The harbor-core choice is boring in the right way. It reduces decision fatigue, which matters after a long flight more than any hotel marketing line about 'vibrant neighborhoods.'
What to do when the weather changes the plan
If the day turns windy or wet, Sydney becomes more of a city than a beach trip. That is the moment to favor the harbor, ferries, and easier indoor breaks instead of forcing Bondi or Manly into a day that no longer wants to be outdoors for six hours. The best itinerary is the one that still feels good when the forecast is annoying.

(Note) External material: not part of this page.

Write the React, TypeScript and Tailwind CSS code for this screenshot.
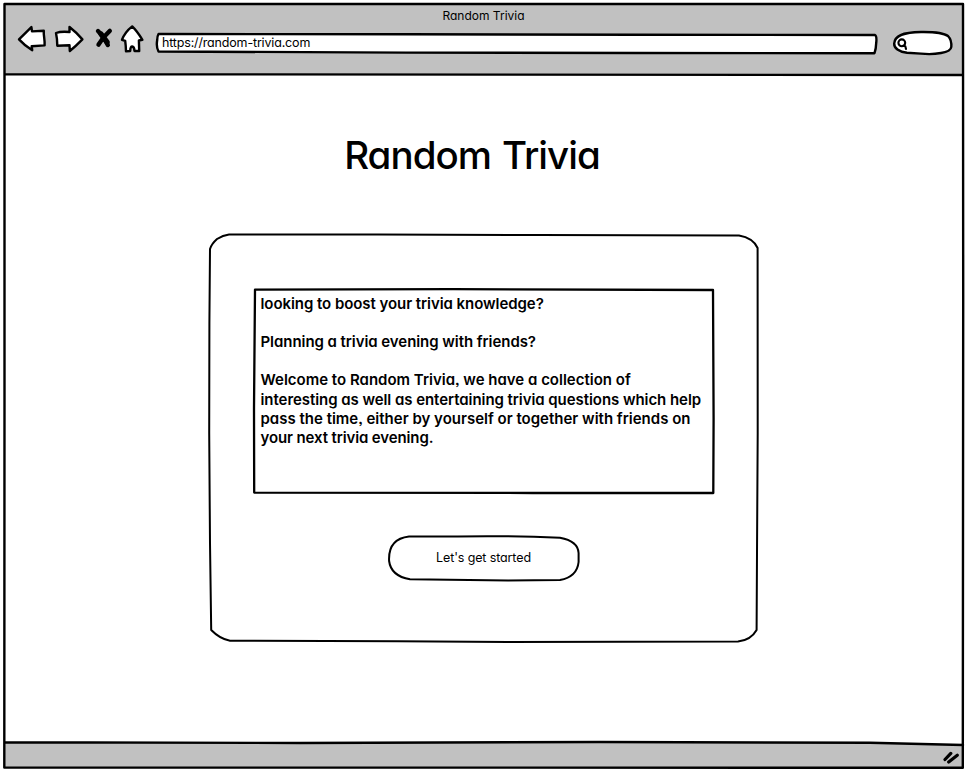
import React from "react";

type LineProps = { text: string; className: string };

const intro: LineProps[] = [
  { text: "looking to boost your trivia knowledge?", className: "tracking-[-0.06px]" },
  { text: "", className: "" },
  { text: "Planning a trivia evening with friends?", className: "tracking-[-0.06px]" },
  { text: "", className: "" },
  { text: "Welcome to Random Trivia, we have a collection of", className: "tracking-[0px]" },
  { text: "interesting as well as entertaining trivia questions which help", className: "tracking-[-0.06px]" },
  { text: "pass the time, either by yourself or together with friends on", className: "tracking-[0px]" },
  { text: "your next trivia evening.", className: "tracking-[-0.12px]" },
];

function Sketch({ w, h, children, className = "" }: { w: number; h: number; children: React.ReactNode; className?: string }) {
  return (
    <svg
      width={w}
      height={h}
      viewBox={`0 0 ${w} ${h}`}
      fill="none"
      stroke="#000"
      strokeLinecap="round"
      strokeLinejoin="round"
      className={`pointer-events-none overflow-visible ${className}`}
      aria-hidden="true"
    >
      {children}
    </svg>
  );
}

function NavIcons() {
  return (
    <nav className="ml-[14px] mt-[21px] flex h-[28px] items-start">
      <button aria-label="Back" className="h-[28px] w-[28px]">
        <Sketch w={28} h={28}>
          <path d="M1 14.4 L13.4 2.1 L14 6.4 L25.8 5.8 C25.4 10 27 15 26.6 20.4 L13.7 21.3 L14.2 25.2 Q7 21 1 14.4Z" fill="#fff" strokeWidth="2.4" />
        </Sketch>
      </button>
      <button aria-label="Forward" className="ml-[9px] h-[28px] w-[28px]">
        <Sketch w={28} h={28}>
          <path d="M1 8 Q6 6.1 14.5 7 L14.5 2 Q21 7 27.4 14.4 Q21 21 14.8 26 L14.5 20.3 L2.3 20.8 Q2.3 14 1 8Z" fill="#fff" strokeWidth="2.4" />
        </Sketch>
      </button>
      <button aria-label="Stop" className="ml-[13px] h-[28px] w-[16px]">
        <Sketch w={16} h={28}>
          <path d="M2 6 Q7 11 11.8 20 M13.8 5.9 Q7 12 2.5 19.6" strokeWidth="4.4" />
          <path d="M5 9 L11 17" strokeWidth="5.4" />
        </Sketch>
      </button>
      <button aria-label="Home" className="ml-[9px] h-[28px] w-[22px]">
        <Sketch w={22} h={28}>
          <path d="M11.2 1.4 Q16 6 21.4 14.8 L17.9 15.5 L18.2 26 L13.5 26 Q13.3 21.7 11.2 21.5 Q9.3 21.5 9.2 26 L5 26.4 Q4.8 20 4.2 15.8 L1 14.8 Q4 7 11.2 1.4Z" fill="#fff" strokeWidth="2.4" />
        </Sketch>
      </button>
    </nav>
  );
}

export default function App() {
  return (
    <div className="relative flex h-[773px] w-[968px] flex-col overflow-hidden bg-white pl-[4px] pr-[5px] pt-[4px] font-['Inter','Open_Sans',sans-serif] text-black [font-feature-settings:'cv11','ss03']">
      <header className="flex h-[71px] shrink-0 flex-col bg-[#c1c1c1]">
        <div className="flex h-0 items-start">
          <NavIcons />
          <div className="relative ml-[13px] mt-[29px] h-[21px] w-[722px] pl-[6px]">
            <Sketch w={722} h={21} className="absolute left-0 top-0">
              <path d="M2.5 1 L250 1.3 L480 1.8 L719 2 Q721 3 720.2 10 Q720 16 718.5 20.2 L480 20 L250 19.6 L2.5 18.5 Q0 14 1.2 7 Q1.3 3 2.5 1Z" fill="#fff" strokeWidth="2.4" />
            </Sketch>
            <span className="relative block whitespace-nowrap text-[12.5px] leading-[20px] tracking-[-0.17px]">https://random-trivia.com</span>
          </div>
          <div className="ml-[15px] mt-[27px] h-[24px] w-[60px]">
            <Sketch w={60} h={24}>
              <path d="M1.2 12.5 C1.5 5 9 1.3 28 1 C42 .8 51 2 55 5 C58 8 58.5 13 58.3 16 C58 19 54 21 48 22 C40 23.5 34 23.3 28 22.6 L14 21.8 C6 21 .8 17 1.2 12.5Z" fill="#fff" strokeWidth="2.4" />
              <circle cx="8.8" cy="11.8" r="3.4" strokeWidth="2.1" />
              <path d="M10.2 14.8 L12.3 15.3 L13 18" strokeWidth="2.1" />
            </Sketch>
          </div>
        </div>
        <p className="mt-[3px] text-center text-[12px] leading-[18px]">Random Trivia</p>
      </header>

      <main className="flex h-[668px] shrink-0 flex-col items-center bg-white">
        <h1 className="mt-[56px] mr-[23px] h-[48px] whitespace-nowrap text-[38.5px] font-[450] leading-[48px] tracking-[-0.95px] [word-spacing:1.5px]">Random Trivia</h1>
        <section className="relative mt-[54px] flex h-[410px] w-[552px] flex-col items-center">
          <Sketch w={552} h={410} className="absolute left-0 top-0">
            <path d="M2 16 Q3.5 11 9 6 Q15 2 21 1.4 L170 1.5 L330 2 L531 2.6 Q545 5 549.6 15 L549.7 200 L549 320 L548.6 397 Q543 407 530 408.6 L300 409 L190 408.3 L22 407.7 Q12 406 3.2 397 L2 310 L1.2 200 L1.4 90Z" strokeWidth="2" />
          </Sketch>
          <div className="relative mt-[55px] h-[206px] w-[462px] pl-[8px] pt-[5.6px]">
            <Sketch w={462} h={206} className="absolute left-0 top-0">
              <path d="M2 1.6 L200 1.2 L460 2 L460.6 130 L460.3 205 L280 205 L1.2 204.6 L1 120Z" strokeWidth="2.3" />
            </Sketch>
            {intro.map((l, i) => (
              <p key={i} className="h-[19.2px] whitespace-nowrap text-[15px] font-semibold leading-[19.2px]">
                <span className={l.className}>{l.text}</span>
              </p>
            ))}
          </div>
          <button className="relative mt-[41px] h-[46px] w-[192px] pt-px text-[12.5px] tracking-[-0.12px]">
            <Sketch w={192} h={46} className="absolute left-0 top-0">
              <path d="M21 1.6 L70 1.4 Q120 .5 172 2.7 Q190 6 190.6 18 L190.6 27 Q189 42 172 45 L120 45.6 L22 44.3 Q3 41 1.1 26 Q0 4 21 1.6Z" strokeWidth="2" />
            </Sketch>
            <span>Let's get started</span>
          </button>
        </section>
      </main>

      <footer className="flex h-[25px] shrink-0 justify-end bg-[#c1c1c1]">
        <Sketch w={20} h={25}>
          <path d="M2 16.5 L7.8 10.4 M5.7 19 L14.3 12.2" strokeWidth="3.2" />
        </Sketch>
      </footer>

      <Sketch w={968} h={773} className="absolute left-0 top-0">
        <path d="M5 742.5 L750 742.2 L870 743.2 L963 744.7 L963 738 L5 738Z" fill="#fff" stroke="none" />
        <path d="M4.5 4 L963 4 L963.2 300 L962.8 767.8 L300 767.6 L4.3 767.6 L4.5 400Z M4.5 74.2 L963 75 M4.5 742.2 L300 743 L600 742 L870 742.8 L963 745" strokeWidth="2.4" />
      </Sketch>
    </div>
  );
}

A useful rule: if the beach is no longer the point of the day, stop pretending it is. Move the effort back toward the harbor core or a neighborhood meal plan and save the coast for a better forecast.
Source check
This guide is grounded in Sydney.com Circular Quay, Transport for NSW on Opal tapping, Transport for NSW accessible travel, and Sydney Airport transport options.
Check ferry and fare details close to travel because Sydney likes to make weather, service timing, and trip rhythm part of the plan whether you asked for it or not. If your day depends on one ferry departure, one station exit, or one late return, verify the live page before you leave the hotel. Sydney is generous, but it will still test a lazy assumption. That is why the harbor-core default remains useful: it removes one layer of friction before the city starts improvising around you.